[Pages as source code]
┄┄┄┄┄┄

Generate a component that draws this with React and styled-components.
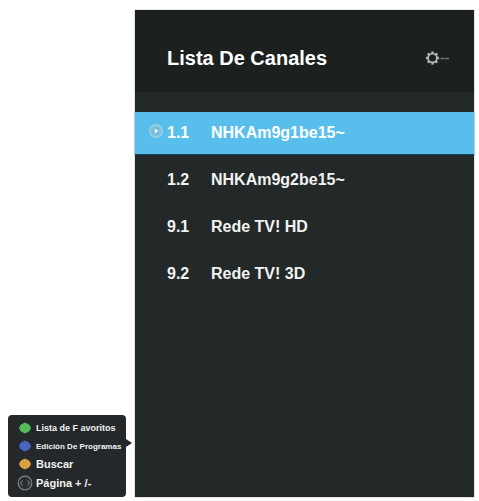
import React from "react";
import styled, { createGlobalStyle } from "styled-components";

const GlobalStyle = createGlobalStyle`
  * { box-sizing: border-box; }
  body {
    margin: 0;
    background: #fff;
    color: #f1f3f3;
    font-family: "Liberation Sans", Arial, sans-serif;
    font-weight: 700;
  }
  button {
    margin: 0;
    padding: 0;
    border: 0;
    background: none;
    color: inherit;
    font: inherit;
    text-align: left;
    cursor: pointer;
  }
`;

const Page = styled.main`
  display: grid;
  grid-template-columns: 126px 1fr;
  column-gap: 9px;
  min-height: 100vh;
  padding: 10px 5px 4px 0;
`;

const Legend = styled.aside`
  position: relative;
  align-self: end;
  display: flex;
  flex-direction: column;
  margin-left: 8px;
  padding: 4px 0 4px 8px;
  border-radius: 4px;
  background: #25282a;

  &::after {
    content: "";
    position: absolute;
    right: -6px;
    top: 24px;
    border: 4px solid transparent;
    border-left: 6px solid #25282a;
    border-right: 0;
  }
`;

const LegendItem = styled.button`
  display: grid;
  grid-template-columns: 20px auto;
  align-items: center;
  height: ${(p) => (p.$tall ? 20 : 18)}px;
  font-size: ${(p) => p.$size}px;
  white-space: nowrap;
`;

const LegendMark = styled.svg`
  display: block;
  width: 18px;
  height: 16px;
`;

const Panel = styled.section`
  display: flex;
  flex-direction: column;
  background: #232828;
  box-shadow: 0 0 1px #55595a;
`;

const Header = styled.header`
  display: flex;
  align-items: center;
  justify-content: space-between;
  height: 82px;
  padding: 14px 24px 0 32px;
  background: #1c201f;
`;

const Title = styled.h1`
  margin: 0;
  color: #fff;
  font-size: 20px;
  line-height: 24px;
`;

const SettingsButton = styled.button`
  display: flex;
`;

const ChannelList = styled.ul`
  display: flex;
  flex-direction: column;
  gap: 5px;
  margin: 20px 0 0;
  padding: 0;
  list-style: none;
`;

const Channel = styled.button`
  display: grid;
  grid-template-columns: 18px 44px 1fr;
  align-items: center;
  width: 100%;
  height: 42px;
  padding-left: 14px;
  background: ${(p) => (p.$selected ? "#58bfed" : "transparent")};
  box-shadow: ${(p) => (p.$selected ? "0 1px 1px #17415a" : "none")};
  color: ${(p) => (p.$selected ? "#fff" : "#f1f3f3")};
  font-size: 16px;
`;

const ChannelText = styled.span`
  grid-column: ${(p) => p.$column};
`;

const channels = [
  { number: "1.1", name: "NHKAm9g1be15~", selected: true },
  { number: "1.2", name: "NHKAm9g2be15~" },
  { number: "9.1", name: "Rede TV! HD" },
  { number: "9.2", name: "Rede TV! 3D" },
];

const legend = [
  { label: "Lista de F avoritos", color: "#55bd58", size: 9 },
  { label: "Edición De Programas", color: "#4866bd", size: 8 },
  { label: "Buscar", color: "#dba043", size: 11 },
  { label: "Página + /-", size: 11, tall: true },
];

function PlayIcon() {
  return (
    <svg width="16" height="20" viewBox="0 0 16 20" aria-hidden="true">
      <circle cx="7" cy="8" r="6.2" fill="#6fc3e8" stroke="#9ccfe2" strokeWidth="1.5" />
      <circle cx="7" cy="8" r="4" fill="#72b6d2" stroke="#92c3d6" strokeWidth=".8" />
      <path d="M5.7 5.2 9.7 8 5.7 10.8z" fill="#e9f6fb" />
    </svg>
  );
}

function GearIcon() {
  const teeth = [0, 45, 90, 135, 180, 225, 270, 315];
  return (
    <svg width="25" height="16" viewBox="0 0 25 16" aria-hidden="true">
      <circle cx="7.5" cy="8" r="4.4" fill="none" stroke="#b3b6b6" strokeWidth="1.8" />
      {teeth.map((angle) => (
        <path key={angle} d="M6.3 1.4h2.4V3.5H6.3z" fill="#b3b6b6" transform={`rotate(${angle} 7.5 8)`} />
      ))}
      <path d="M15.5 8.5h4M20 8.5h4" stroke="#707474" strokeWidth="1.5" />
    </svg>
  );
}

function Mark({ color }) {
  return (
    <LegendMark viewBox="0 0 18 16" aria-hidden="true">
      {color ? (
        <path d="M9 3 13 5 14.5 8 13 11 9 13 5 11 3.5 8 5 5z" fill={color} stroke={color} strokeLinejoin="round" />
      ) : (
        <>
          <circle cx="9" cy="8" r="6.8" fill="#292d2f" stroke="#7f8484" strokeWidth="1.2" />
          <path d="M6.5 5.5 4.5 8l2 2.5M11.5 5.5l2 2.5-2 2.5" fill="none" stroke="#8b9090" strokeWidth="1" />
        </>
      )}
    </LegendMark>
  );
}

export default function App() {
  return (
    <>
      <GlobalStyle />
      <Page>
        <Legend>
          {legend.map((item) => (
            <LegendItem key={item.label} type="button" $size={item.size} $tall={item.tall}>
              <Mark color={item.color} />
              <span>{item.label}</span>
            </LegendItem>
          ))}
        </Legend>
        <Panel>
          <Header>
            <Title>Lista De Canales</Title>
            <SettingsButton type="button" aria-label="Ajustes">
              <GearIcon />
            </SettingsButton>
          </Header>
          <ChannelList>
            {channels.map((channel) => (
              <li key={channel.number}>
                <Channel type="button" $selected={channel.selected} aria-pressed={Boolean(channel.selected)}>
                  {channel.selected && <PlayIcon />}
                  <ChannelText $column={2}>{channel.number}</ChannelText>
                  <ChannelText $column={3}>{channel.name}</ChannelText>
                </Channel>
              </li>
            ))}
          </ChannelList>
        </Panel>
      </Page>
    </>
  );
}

┄┄┄┄┄┄

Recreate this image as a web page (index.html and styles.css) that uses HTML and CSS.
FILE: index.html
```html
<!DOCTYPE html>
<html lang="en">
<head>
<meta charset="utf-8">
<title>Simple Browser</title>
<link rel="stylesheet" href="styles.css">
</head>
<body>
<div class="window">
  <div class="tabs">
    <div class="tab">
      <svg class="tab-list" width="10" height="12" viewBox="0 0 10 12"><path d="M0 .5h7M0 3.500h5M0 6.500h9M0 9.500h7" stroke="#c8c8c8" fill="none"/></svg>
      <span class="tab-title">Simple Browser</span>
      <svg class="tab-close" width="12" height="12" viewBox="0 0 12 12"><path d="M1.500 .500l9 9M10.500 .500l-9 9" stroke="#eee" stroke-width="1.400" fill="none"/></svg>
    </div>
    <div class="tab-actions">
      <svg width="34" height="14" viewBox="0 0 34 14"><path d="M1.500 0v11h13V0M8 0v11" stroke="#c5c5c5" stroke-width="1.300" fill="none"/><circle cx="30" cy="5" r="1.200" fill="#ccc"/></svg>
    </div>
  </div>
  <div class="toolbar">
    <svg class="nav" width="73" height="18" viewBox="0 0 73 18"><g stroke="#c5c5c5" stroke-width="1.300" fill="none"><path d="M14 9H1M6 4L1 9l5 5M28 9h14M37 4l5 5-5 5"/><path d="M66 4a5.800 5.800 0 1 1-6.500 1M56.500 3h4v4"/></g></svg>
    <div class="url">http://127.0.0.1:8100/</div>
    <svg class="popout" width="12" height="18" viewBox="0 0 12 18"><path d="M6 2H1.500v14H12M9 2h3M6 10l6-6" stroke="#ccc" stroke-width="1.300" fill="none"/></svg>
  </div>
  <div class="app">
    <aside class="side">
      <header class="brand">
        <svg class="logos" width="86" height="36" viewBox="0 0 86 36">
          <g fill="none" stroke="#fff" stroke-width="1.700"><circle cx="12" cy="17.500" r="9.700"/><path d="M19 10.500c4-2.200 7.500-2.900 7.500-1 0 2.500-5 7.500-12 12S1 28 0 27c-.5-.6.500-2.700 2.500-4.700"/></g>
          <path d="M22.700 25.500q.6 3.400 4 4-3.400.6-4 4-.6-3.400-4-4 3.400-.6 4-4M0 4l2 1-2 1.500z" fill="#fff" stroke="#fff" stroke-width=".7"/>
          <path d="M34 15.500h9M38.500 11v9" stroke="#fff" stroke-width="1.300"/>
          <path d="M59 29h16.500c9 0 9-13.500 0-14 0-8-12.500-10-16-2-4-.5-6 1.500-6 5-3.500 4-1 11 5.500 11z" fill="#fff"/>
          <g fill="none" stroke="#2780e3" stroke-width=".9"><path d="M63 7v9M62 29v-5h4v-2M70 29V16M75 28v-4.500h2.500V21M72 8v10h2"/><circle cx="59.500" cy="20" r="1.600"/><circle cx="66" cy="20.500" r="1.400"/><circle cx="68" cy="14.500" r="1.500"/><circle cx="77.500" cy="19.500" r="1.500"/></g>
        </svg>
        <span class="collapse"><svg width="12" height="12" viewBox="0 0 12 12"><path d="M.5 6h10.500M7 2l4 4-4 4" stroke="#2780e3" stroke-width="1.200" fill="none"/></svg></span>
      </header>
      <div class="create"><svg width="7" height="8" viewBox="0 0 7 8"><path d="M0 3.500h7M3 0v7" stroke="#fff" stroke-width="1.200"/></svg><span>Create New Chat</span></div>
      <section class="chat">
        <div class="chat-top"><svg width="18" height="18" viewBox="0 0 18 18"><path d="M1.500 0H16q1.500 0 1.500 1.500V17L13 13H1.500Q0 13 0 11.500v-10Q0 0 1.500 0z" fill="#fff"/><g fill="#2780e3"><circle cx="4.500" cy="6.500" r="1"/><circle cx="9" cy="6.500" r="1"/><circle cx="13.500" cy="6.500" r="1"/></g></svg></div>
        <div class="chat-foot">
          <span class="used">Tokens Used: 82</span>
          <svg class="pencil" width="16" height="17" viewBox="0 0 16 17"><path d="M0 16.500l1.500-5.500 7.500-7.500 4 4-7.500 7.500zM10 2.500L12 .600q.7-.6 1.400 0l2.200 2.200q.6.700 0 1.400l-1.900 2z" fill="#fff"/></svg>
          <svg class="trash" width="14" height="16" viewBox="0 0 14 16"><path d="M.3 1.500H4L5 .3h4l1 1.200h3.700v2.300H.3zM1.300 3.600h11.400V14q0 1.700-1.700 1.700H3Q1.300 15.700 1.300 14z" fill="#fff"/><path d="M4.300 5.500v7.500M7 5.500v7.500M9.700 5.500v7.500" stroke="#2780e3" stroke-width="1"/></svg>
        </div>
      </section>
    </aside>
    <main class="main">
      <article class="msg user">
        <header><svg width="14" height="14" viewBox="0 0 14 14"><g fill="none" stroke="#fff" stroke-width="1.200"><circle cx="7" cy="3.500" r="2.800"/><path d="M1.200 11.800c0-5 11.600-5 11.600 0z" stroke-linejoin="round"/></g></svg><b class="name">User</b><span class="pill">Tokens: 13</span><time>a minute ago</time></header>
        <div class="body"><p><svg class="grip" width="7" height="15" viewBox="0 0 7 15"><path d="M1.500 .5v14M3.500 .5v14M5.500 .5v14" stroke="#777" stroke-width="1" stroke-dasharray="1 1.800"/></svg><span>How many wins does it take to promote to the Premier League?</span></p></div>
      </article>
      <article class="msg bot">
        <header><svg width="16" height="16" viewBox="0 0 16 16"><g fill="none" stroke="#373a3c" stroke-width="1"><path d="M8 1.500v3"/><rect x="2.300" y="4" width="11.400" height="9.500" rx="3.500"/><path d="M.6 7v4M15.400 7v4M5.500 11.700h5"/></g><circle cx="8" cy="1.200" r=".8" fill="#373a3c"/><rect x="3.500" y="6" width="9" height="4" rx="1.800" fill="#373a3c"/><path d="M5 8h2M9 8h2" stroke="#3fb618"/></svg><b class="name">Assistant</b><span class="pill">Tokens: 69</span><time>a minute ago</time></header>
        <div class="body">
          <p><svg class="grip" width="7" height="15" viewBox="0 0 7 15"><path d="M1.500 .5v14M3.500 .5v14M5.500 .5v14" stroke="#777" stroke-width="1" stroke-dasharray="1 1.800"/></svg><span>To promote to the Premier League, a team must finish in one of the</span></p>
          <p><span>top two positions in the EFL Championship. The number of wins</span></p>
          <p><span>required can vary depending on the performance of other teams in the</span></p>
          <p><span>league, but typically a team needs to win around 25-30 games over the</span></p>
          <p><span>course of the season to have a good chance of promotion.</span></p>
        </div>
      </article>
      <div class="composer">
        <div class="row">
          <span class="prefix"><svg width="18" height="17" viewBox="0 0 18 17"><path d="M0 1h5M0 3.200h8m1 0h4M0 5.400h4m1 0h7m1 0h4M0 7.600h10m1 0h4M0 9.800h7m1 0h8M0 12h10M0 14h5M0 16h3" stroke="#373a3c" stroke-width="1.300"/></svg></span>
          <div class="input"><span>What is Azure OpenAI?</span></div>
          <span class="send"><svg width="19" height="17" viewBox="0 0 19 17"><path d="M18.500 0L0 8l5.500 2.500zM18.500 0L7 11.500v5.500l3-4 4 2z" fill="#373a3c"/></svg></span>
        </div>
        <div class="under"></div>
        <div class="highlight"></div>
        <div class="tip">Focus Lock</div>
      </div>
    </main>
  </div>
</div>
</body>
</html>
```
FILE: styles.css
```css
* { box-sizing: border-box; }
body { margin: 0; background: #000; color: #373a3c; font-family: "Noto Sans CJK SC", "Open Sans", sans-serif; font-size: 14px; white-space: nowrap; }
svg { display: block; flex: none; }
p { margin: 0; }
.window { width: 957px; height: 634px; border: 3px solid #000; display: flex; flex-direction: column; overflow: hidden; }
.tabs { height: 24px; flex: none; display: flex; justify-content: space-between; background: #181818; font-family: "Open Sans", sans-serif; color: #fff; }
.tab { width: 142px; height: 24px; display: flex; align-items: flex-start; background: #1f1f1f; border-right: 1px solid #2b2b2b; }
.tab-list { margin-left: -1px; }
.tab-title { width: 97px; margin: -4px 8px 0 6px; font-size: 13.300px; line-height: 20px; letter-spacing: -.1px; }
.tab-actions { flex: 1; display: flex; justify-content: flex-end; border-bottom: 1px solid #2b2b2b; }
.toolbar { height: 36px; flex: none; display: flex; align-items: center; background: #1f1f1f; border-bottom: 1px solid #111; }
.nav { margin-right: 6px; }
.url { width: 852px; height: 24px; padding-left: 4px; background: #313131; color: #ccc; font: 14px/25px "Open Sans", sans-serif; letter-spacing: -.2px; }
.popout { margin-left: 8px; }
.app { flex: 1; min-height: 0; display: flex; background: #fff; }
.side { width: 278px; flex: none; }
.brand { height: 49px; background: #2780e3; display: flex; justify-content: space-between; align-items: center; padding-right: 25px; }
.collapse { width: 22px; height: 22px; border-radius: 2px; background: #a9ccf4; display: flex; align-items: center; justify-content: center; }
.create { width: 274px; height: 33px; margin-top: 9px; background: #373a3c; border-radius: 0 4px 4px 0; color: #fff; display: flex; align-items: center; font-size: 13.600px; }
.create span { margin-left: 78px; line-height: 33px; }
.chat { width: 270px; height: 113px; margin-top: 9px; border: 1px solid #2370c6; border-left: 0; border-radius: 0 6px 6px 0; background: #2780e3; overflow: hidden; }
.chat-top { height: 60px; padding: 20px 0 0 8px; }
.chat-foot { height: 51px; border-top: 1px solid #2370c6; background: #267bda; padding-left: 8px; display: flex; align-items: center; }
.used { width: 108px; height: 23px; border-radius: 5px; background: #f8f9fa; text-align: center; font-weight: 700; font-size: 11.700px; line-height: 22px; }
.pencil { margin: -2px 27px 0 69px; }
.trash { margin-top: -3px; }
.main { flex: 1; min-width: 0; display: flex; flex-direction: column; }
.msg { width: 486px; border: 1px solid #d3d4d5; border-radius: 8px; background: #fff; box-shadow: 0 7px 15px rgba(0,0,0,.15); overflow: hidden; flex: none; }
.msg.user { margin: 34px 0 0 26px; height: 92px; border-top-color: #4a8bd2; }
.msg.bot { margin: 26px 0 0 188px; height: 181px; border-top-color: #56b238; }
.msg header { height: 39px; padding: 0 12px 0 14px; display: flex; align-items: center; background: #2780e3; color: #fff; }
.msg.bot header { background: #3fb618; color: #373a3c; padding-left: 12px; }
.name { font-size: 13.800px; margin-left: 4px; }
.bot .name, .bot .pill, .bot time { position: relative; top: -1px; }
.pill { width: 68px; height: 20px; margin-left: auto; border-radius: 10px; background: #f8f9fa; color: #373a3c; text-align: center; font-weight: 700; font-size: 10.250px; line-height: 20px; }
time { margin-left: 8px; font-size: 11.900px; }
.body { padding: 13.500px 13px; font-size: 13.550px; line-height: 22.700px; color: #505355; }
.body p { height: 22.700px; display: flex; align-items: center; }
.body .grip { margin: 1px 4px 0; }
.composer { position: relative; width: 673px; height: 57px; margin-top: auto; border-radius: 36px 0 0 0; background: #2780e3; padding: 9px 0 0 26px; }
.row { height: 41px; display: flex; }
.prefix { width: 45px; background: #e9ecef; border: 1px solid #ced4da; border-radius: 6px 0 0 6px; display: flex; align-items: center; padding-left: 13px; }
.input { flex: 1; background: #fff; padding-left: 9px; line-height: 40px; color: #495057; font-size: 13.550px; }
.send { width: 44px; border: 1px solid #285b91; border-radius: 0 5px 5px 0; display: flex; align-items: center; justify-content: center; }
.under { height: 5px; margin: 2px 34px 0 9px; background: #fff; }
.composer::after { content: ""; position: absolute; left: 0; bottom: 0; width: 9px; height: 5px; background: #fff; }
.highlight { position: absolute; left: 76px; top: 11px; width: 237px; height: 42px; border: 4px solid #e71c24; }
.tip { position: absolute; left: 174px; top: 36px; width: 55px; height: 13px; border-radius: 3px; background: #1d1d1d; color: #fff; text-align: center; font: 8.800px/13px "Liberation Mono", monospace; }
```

┄┄┄┄┄┄

Copy only what runs above from the line containing "Generate a component" through the line containing "background: #25282a;", exactly. Leave out the pictures.

Response to the exercise:
Generate a component that draws this with React and styled-components.
import React from "react";
import styled, { createGlobalStyle } from "styled-components";

const GlobalStyle = createGlobalStyle`
  * { box-sizing: border-box; }
  body {
    margin: 0;
    background: #fff;
    color: #f1f3f3;
    font-family: "Liberation Sans", Arial, sans-serif;
    font-weight: 700;
  }
  button {
    margin: 0;
    padding: 0;
    border: 0;
    background: none;
    color: inherit;
    font: inherit;
    text-align: left;
    cursor: pointer;
  }
`;

const Page = styled.main`
  display: grid;
  grid-template-columns: 126px 1fr;
  column-gap: 9px;
  min-height: 100vh;
  padding: 10px 5px 4px 0;
`;

const Legend = styled.aside`
  position: relative;
  align-self: end;
  display: flex;
  flex-direction: column;
  margin-left: 8px;
  padding: 4px 0 4px 8px;
  border-radius: 4px;
  background: #25282a;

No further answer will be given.